Chapter 2: the chocolate sauce: Hemant the hero enters, they meet and get engaged; her obsession with him, his obsession with sex, their wealth, his increasing boredom, her increasing boredom, her father’s death after shifting, the arrival of a swami in her mother’s widowed life, the birth of her two children, the second one with fear and anxiety, prayers for a son, yes, it’s a boy, thank God.

Chapter 3 the sweet and sour vegetables, the main course: her husband doesn’t understand her, her attempts at writing poetry are unappreciated, her children don’t engross her, her mother doesn’t listen to her and leaves for Hrishikesh and then what’s worse, her mother’s long impersonal, religious sermon-letters from there. One hundred pages so far so good.

Chapter 4, suddenly it’s the garlic and onion soup: the novel falls into the quicksand of political activism and remains mired there. Surprise, it’s time for Babri Masjid! One smites one’s forehead, oh no, et tu brute, not this hackneyed politically correct one-sided view, please. Astha’s encounter with Aijaz, the nice Muslim (ergo, aren’t all Muslims nice?) who is such a cardboard figure that the writer cannot bring herself to ask him what he has to say about Hindu sentiments vis-a-vis the Ram temple but who miraculously manages to provoke her into research on the subject. Commissioned by a Muslim she does the inevitable, finds not a shred of evidence to redeem Hindus; she becomes agitated and spews fire. (Did she forget to dedicate the book to Romila Thapar? The political activist not in Astha but in Ms Kapur makes sure that Hemant( representing the saffron side) is given weak lines that are easily demolished by no other than an otherwise worldly-unwise Astha. Which leads one to ask the million dollar question: why is L.K.Advani being called, “the Leader” and not L.K.Advani when Rajiv Gandhi gets to keep his name? This squeamishness remains a mystery: was it Ms Kapur’s personal contempt for the arch villain or her reluctance to make the man famous through her path-breaking novel (sigh, better luck next time, Manju dear) or, worse, didn’t Astha, the character, remember that old man’s name? Attempting to win political arguments with such tricks might get one cocktail invites and a publisher but sadly don’t make for even second class fiction.

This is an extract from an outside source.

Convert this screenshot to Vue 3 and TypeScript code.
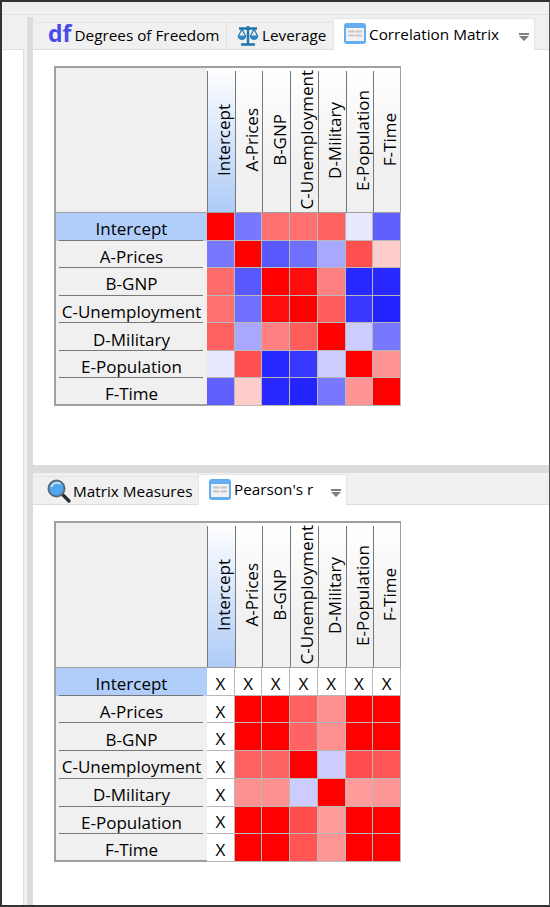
<script setup lang="ts">
const labels = ['Intercept', 'A-Prices', 'B-GNP', 'C-Unemployment', 'D-Military', 'E-Population', 'F-Time']

const red = '#ff0000'
const correlation: string[][] = [
  [red, '#7878ff', '#ff7070', '#ff7070', '#ff6060', '#e8e8ff', '#6060ff'],
  ['#7878ff', red, '#5858ff', '#7070ff', '#a8a8ff', '#ff5050', '#ffcccc'],
  ['#ff6c6c', '#5858ff', red, '#ff0c0c', '#ff8080', '#2828ff', '#2828ff'],
  ['#ff7070', '#7070ff', '#ff0c0c', red, '#ff5c5c', '#3838ff', '#2424ff'],
  ['#ff6060', '#a8a8ff', '#ff8080', '#ff5c5c', red, '#ccccff', '#7878ff'],
  ['#e8e8ff', '#ff5050', '#2828ff', '#3838ff', '#ccccff', red, '#ff9494'],
  ['#6060ff', '#ffcccc', '#2828ff', '#2424ff', '#7878ff', '#ff9494', red],
]

// empty string = no value, shown as X
const pearson: string[][] = [
  ['', '', '', '', '', '', ''],
  ['', red, red, '#ff6060', '#ff9090', red, red],
  ['', red, red, '#ff6464', '#ff9090', red, red],
  ['', '#ff6060', '#ff6464', red, '#ccccff', '#ff4c4c', '#ff5555'],
  ['', '#ff9090', '#ff9090', '#ccccff', red, '#ff9c9c', '#ff9696'],
  ['', red, red, '#ff4c4c', '#ff9c9c', red, red],
  ['', red, red, '#ff5555', '#ff9696', red, red],
]

const matrices = [correlation, pearson]
</script>

<template>
  <div class="window">
    <div class="topbar"></div>
    <div class="body">
      <div class="side">
        <div class="side-head"></div>
        <div class="side-pane"></div>
      </div>
      <div class="sash-v"></div>
      <div class="panels">
        <section class="pane pane-top">
          <div class="tabs">
            <div class="tab tab-df">
              <span class="df">df</span>
              <span>Degrees of Freedom</span>
            </div>
            <div class="tab tab-lev">
              <svg class="icon" width="22" height="21" viewBox="0 0 22 21">
                <g fill="none" stroke="#1f74ad">
                  <path stroke-width="2.4" d="M11 1v18M4 19.5h14M2 3.5h18" />
                  <path stroke-width="1.2" d="M5 4 1.5 11M5 4l3.5 7M17 4l-3.5 7M17 4l3.5 7" />
                </g>
                <path fill="#2f86c2" d="M0.5 10.5h9a4.5 4.5 0 0 1-9 0ZM12.5 10.5h9a4.5 4.5 0 0 1-9 0Z" />
              </svg>
              <span>Leverage</span>
            </div>
            <div class="tab tab-active tab-corr">
              <svg class="icon" width="22" height="21" viewBox="0 0 22 21">
                <rect width="22" height="21" rx="3" fill="#63adf0" />
                <rect x="2" y="5" width="18" height="13" fill="#f2f2f2" />
                <path fill="#c6c6c6" d="M4 7.5h6.5v2H4zM11.5 7.5H18v2h-6.5zM4 11.5h6.5v2H4zM11.5 11.5H18v2h-6.5z" />
              </svg>
              <span>Correlation Matrix</span>
              <svg class="menu" width="10" height="8" viewBox="0 0 10 8">
                <path fill="#808080" d="M0 0h10v2H0zM0 3h10L5 8Z" />
              </svg>
            </div>
            <div class="tabs-rest"></div>
          </div>
          <div class="content">
            <div class="matrix">
              <div class="corner"></div>
              <div
                v-for="(name, c) in labels"
                :key="name"
                class="col-head"
                :class="{ selected: c === 0 }"
              >
                <span>{{ name }}</span>
              </div>
              <template v-for="(row, r) in matrices[0]" :key="r">
                <div class="row-head" :class="{ selected: r === 0, last: r === 6 }">{{ labels[r] }}</div>
                <div
                  v-for="(color, c) in row"
                  :key="c"
                  class="cell"
                  :style="{ background: color }"
                ></div>
              </template>
            </div>
          </div>
        </section>

        <div class="sash-h"></div>

        <section class="pane pane-bottom">
          <div class="tabs">
            <div class="tab tab-mm">
              <svg class="icon" width="24" height="24" viewBox="0 0 24 24">
                <path d="M15 15l7 7" stroke="#242d35" stroke-width="3.2" stroke-linecap="round" />
                <circle cx="9.5" cy="9.5" r="8" fill="#4fa6ee" stroke="#5d6a75" stroke-width="2" />
                <path d="M4.5 8a5.5 5 0 0 1 9-3" fill="none" stroke="#bfe2fb" stroke-width="2" />
              </svg>
              <span>Matrix Measures</span>
            </div>
            <div class="tab tab-active tab-pearson">
              <svg class="icon" width="22" height="21" viewBox="0 0 22 21">
                <rect width="22" height="21" rx="3" fill="#63adf0" />
                <rect x="2" y="5" width="18" height="13" fill="#f2f2f2" />
                <path fill="#c6c6c6" d="M4 7.5h6.5v2H4zM11.5 7.5H18v2h-6.5zM4 11.5h6.5v2H4zM11.5 11.5H18v2h-6.5z" />
              </svg>
              <span>Pearson's r</span>
              <svg class="menu" width="10" height="8" viewBox="0 0 10 8">
                <path fill="#808080" d="M0 0h10v2H0zM0 3h10L5 8Z" />
              </svg>
            </div>
            <div class="tabs-rest"></div>
          </div>
          <div class="content">
            <div class="matrix matrix-tall">
              <div class="corner"></div>
              <div
                v-for="(name, c) in labels"
                :key="name"
                class="col-head"
                :class="{ selected: c === 0 }"
              >
                <span>{{ name }}</span>
              </div>
              <template v-for="(row, r) in matrices[1]" :key="r">
                <div class="row-head" :class="{ selected: r === 0, last: r === 6 }">{{ labels[r] }}</div>
                <div
                  v-for="(color, c) in row"
                  :key="c"
                  class="cell"
                  :style="{ background: color || '#fff' }"
                >{{ color ? '' : 'X' }}</div>
              </template>
            </div>
          </div>
        </section>
      </div>
    </div>
  </div>
</template>

<style scoped>
.window {
  width: 550px;
  height: 907px;
  box-sizing: border-box;
  border-top: 2px solid #333;
  border-left: 2px solid #333;
  border-right: 1px solid #555;
  border-bottom: 2px solid #333;
  display: flex;
  flex-direction: column;
  background: #f0f0f0;
  font-family: "Open Sans", "Noto Sans", sans-serif;
  font-size: 17px;
  color: #000;
}
.topbar {
  height: 13px;
  border-bottom: 1px solid #e0e0e0;
  box-sizing: border-box;
  flex-shrink: 0;
}
.body {
  flex: 1;
  display: flex;
  min-height: 0;
}
.side {
  width: 22px;
  display: flex;
  flex-direction: column;
  flex-shrink: 0;
}
.side-head {
  height: 34px;
}
.side-pane {
  flex: 1;
  background: #fff;
  border-top: 1px solid #e0e0e0;
  border-right: 1px solid #dcdcdc;
}
.sash-v {
  width: 9px;
  flex-shrink: 0;
  box-sizing: border-box;
  margin-top: 2px;
  border-left: 3px solid #f0f0f0;
  background: #dcdcdc;
}
.panels {
  flex: 1;
  display: flex;
  flex-direction: column;
  min-width: 0;
}
.pane {
  display: flex;
  flex-direction: column;
}
.pane-top {
  height: 450px;
  padding-top: 3px;
  box-sizing: border-box;
}
.pane-bottom {
  flex: 1;
  padding-top: 1px;
}
.pane-bottom .tabs {
  height: 31px;
}
.sash-h {
  height: 8px;
  background: #dcdcdc;
  flex-shrink: 0;
}
.tabs {
  display: flex;
  height: 32px;
  flex-shrink: 0;
  background: #f0f0f0;
  box-shadow: inset 0 -1px #dedede;
  font-size: 15.3px;
}
.tab {
  display: flex;
  align-items: center;
  box-sizing: border-box;
  margin-top: 4px;
  height: calc(100% - 4px);
  white-space: nowrap;
  border-top: 1px solid #e4e4e4;
}
.tab-df {
  width: 190px;
  margin-left: 4px;
  padding-left: 11px;
  padding-bottom: 3px;
  gap: 3px;
  border-right: 1px solid #dedede;
}
.tab-lev {
  width: 106px;
  padding-left: 10px;
  padding-bottom: 3px;
  gap: 3px;
}
.tab-mm {
  width: 161px;
  margin-top: 2px;
  height: calc(100% - 2px);
  margin-left: 4px;
  padding-left: 10px;
  gap: 2px;
}
.tab-active {
  margin-top: 0;
  height: 100%;
  background: #fff;
  border: 1px solid #e4e4e4;
  border-bottom: 0;
  padding-bottom: 2px;
  position: relative;
  gap: 3px;
}
.tab-corr {
  width: 202px;
  padding-left: 10px;
}
.tab-pearson {
  width: 149px;
  padding-left: 10px;
}
.menu {
  position: absolute;
  right: 5px;
  top: 14px;
}
.tabs-rest {
  flex: 1;
}
.df {
  font-size: 23px;
  font-weight: 700;
  color: #4a4ae8;
  line-height: 1;
  margin-top: -3px;
}
.icon {
  flex-shrink: 0;
}
.content {
  flex: 1;
  background: #fff;
  padding: 16px 0 0 21px;
}
.matrix {
  width: 347px;
  height: 340px;
  box-sizing: border-box;
  display: grid;
  grid-template-columns: 153px repeat(7, 1fr);
  grid-template-rows: 147px repeat(7, 1fr);
}
.matrix-tall {
  height: 341px;
}
.corner {
  background: #f0f0f0;
  border-top: 2px solid #a0a0a0;
  border-left: 2px solid #a0a0a0;
  border-bottom: 1px solid #a0a0a0;
}
.col-head {
  display: flex;
  align-items: center;
  justify-content: center;
  padding-left: 6px;
  position: relative;
  border-top: 2px solid #a0a0a0;
  border-bottom: 1px solid #a0a0a0;
  background: linear-gradient(#fff, #f0f0f0 70%);
  min-height: 0;
  min-width: 0;
}
.col-head:nth-child(8) {
  border-right: 1px solid #a0a0a0;
}
.col-head::before {
  content: "";
  position: absolute;
  left: 0;
  top: 3px;
  bottom: 0;
  width: 1px;
  background: #777;
}
.col-head.selected {
  background: linear-gradient(#fff, #aecbf7);
}
.col-head span {
  writing-mode: vertical-rl;
  transform: rotate(180deg);
  white-space: nowrap;
  line-height: 1;
}
.row-head {
  display: flex;
  align-items: center;
  justify-content: center;
  position: relative;
  padding-top: 4px;
  background: #f0f0f0;
  border-left: 2px solid #a0a0a0;
  white-space: nowrap;
  min-height: 0;
}
.row-head::after {
  content: "";
  position: absolute;
  left: 3px;
  right: 4px;
  bottom: 0;
  height: 1px;
  background: #777;
}
.row-head.selected {
  background: #b1cefa;
}
.row-head.last {
  border-bottom: 2px solid #a0a0a0;
}
.row-head.last::after {
  display: none;
}
.cell {
  box-sizing: border-box;
  border-right: 1px solid #b8b8b8;
  border-bottom: 1px solid #b8b8b8;
  display: flex;
  align-items: center;
  justify-content: center;
  padding-top: 4px;
  min-height: 0;
  min-width: 0;
}
</style>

The rest of the book is the poisoned pill that follows the soup, Chapters 5 to 10. Now lesbianism is the red herring used to deflect attention from the real thing. If only like Jane Austen, Ms Kapur had stuck to the small world which they both know well and can write so well about, the book would have been first class. But Ms Austen, poor thing, probably had literary ambitions, not political ones. And so we trudge through more unashamed secularist propaganda before we can be done with the book. The writer /protagonist upholds pre-marital affairs, extra-marital affairs, minority rights, women’s rights, socialism, artistic self-expression, anti-Hinduism. Great. With such major concerns, is it any surprise that good-natured affection, small joys and love find no room in the book? Those who love Astha must leave her so she might find her artistic voice through politics and so they are all garbaged one by one: Bunty, Rohan, her father, Aijaz, Pipeelika. What remains behind is only a screaming placard,”Down with love, up with the Mosque, down with men, up with art as political expression”.

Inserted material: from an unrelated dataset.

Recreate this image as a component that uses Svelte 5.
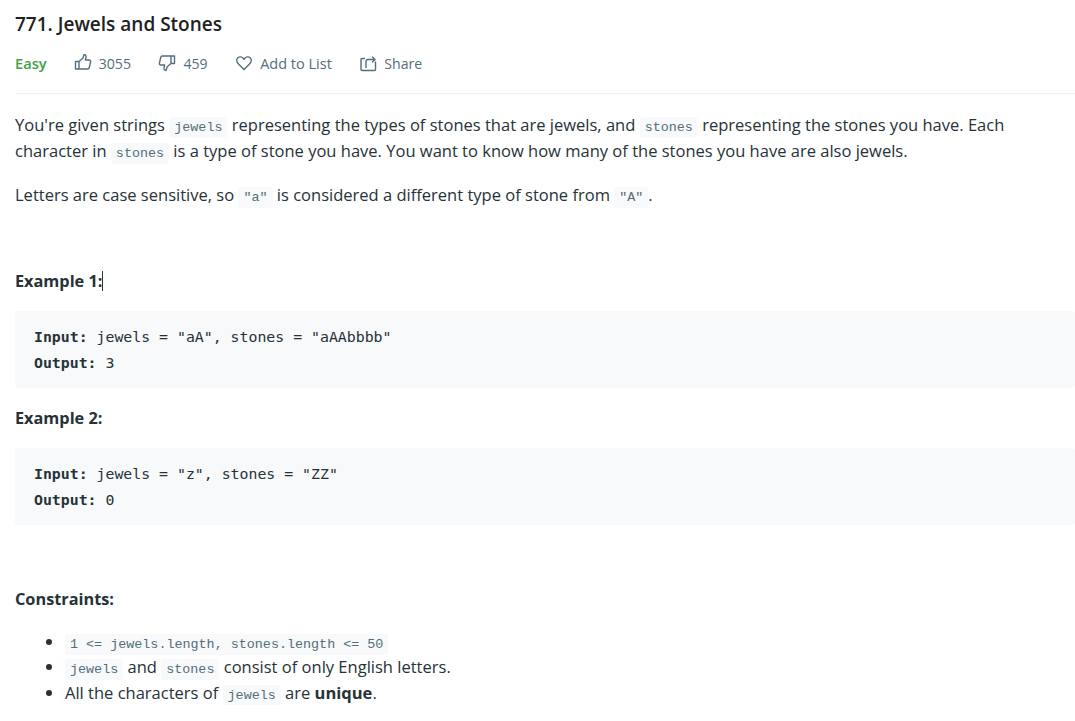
<script lang="ts">
	// LeetCode-style problem description
	const actions = [
		{ icon: 'up', label: '3055' },
		{ icon: 'down', label: '459' },
		{ icon: 'heart', label: 'Add to List' },
		{ icon: 'share', label: 'Share' }
	];
	const examples = [
		{ title: 'Example 1:', caret: true, input: 'jewels = "aA", stones = "aAAbbbb"', output: '3' },
		{ title: 'Example 2:', caret: false, input: 'jewels = "z", stones = "ZZ"', output: '0' }
	];
</script>

<main class="page">
	<header class="head">
		<h1>771. Jewels and Stones</h1>
		<div class="meta">
			<span class="easy">Easy</span>
			{#each actions as a}
				<span class="action" class:list={a.icon === 'heart'}>
					<svg viewBox="0 0 18 18" width="18" height="18" fill="none" stroke="currentColor" stroke-width="1.4" stroke-linejoin="round" stroke-linecap="round">
						{#if a.icon === 'up'}
							<path transform="translate(0 -1)" d="M1.500 8.500h3.500v7.500h-3.500z M5 8.500l3.800-3.200 1.200-3.800c1.500 0 2.300 1.200 2 2.700l-.6 2.800h3.800c1 0 1.600 .8 1.400 1.700l-1.300 5.800c-.2 .9-.8 1.500-1.700 1.500h-8.600" />
						{:else if a.icon === 'down'}
							<path d="M16.500 2h-3.500v7.500h3.500z M13 9.500l-3.800 3.200-1.200 3.800c-1.500 0-2.300-1.200-2-2.700l.6-2.800h-3.800c-1 0-1.600-.8-1.400-1.700l1.300-5.800c.2-.9 .8-1.500 1.700-1.500h8.600" />
						{:else if a.icon === 'heart'}
							<path d="M9 15.500l-6-6c-1.700-1.700-1.700-4.200-.1-5.700 1.600-1.400 3.900-1.100 5.200 .4l.9 1 .9-1c1.300-1.500 3.600-1.800 5.200-.4 1.600 1.500 1.600 4-.1 5.700z" />
						{:else}
							<path d="M5.500 4.500h-2.500c-.6 0-1 .4-1 1v10c0 .6 .4 1 1 1h12.500c.6 0 1-.4 1-1v-7.500 M7 13.500v-6c0-1.200 .8-2 2-2h6.500 M13.500 3l2.500 2.500-2.500 2.500" />
						{/if}
					</svg>
					{a.label}
				</span>
			{/each}
		</div>
	</header>

	<section class="body">
		<p>You're given strings <code>jewels</code> representing the types of stones that are jewels, and <code>stones</code> representing the stones you have. Each character in <code>stones</code> is a type of stone you have. You want to know how many of the stones you have are also jewels.</p>
		<p>Letters are case sensitive, so <code>"a"</code> is considered a different type of stone from <code>"A"</code>.</p>
		<div class="spacer"></div>

		{#each examples as ex}
			<h4>{ex.title}{#if ex.caret}<span class="caret"></span>{/if}</h4>
			<pre><strong>Input:</strong> {ex.input}
<strong>Output:</strong> {ex.output}</pre>
		{/each}
		<div class="spacer wide"></div>

		<h4>Constraints:</h4>
		<ul>
			<li><code>1 &lt;= jewels.length, stones.length &lt;= 50</code></li>
			<li><code>jewels</code> and <code>stones</code> consist of only English letters.</li>
			<li>All the characters of <code>jewels</code> are <strong>unique</strong>.</li>
		</ul>
	</section>
</main>

<style>
	:global(body) {
		margin: 0;
		background: #fff;
		overflow: hidden;
	}
	.page {
		padding-left: 15px;
		font-family: "Open Sans", "Noto Sans", sans-serif;
		color: #263238;
	}
	.head {
		border-bottom: 1px solid #eceff1;
		height: 93px;
	}
	h1 {
		margin: 0;
		padding-top: 11px;
		font-size: 19px;
		line-height: 26px;
		font-weight: 600;
		color: #212121;
	}
	.meta {
		display: flex;
		align-items: center;
		height: 26px;
		margin-top: 13px;
		font-size: 14.1px;
		color: #546e7a;
	}
	.easy {
		color: #43a047;
		font-size: 14.7px;
		font-weight: 600;
		margin-right: 27px;
	}
	.action {
		display: flex;
		align-items: center;
		gap: 7px;
		margin-right: 27.500px;
	}
	.action.list {
		font-size: 14.5px;
	}
	.body {
		font-size: 16.52px;
		line-height: 25.6px;
		padding-top: 18px;
	}
	p {
		margin: 0 0 19px;
	}
	code {
		font-family: "Liberation Mono", monospace;
		font-size: 13.4px;
		line-height: 1;
		color: #546e7a;
		background: #f7f9fa;
		padding: 3px 5px;
		border-radius: 3px;
	}
	.spacer {
		height: 42.100px;
	}
	.spacer.wide {
		height: 43.300px;
	}
	h4 {
		margin: 0;
		font-size: 16.3px;
		line-height: 25.6px;
		font-weight: 700;
	}
	.caret {
		display: inline-block;
		width: 1px;
		height: 20px;
		background: #263238;
		vertical-align: -4px;
	}
	pre {
		margin: 16.400px 0 18.400px;
		padding: 13px 19px 12px;
		background: #f7f9fa;
		border-radius: 3px;
		font-family: "DejaVu Sans Mono", monospace;
		font-size: 14.85px;
		line-height: 26px;
		color: #263238;
	}
	ul {
		margin: 16px 0 0;
		padding-left: 50px;
	}
</style>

Ms Kapur fails to share with us Astha’s feelings at her father’s death; she fails to tell us the details about her first meeting with her future husband and their courtship, descriptions she is so good at, there are so many opportunities she could have grabbed to add dimension to her characters. The political activist stunts the writer in Ms Kapur; even the lengthy acknowledgements at the end of the book , which usually accompany non-fiction, provide proof of the writer’s agenda. Ms Kapur should not have fallen into the trap dreaded by green fiction writers: political activism. Her characters languish when they could have acquired depth, the book flounders and the characters remain hazy blurs. The novel is suffocated by its agenda and narcissism.

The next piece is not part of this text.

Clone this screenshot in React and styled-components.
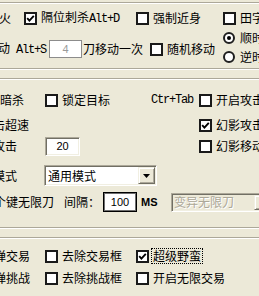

Ms Kapur hopes we will think it is a tragedy of a nice talented heroine in a suffocating world but we don’t because we are never allowed to forget the other story. Like the loathed “Leader” who the writer despises for using religion to achieve political gains, Ms Kapur, too, uses fiction as a vehicle to gain converts to her political ideology. While one is accustomed to politicians stopping at nothing, when a novelist does this, one can only watch the hara-kiri with surprise.

It is the saddest political tract I have read in a long time.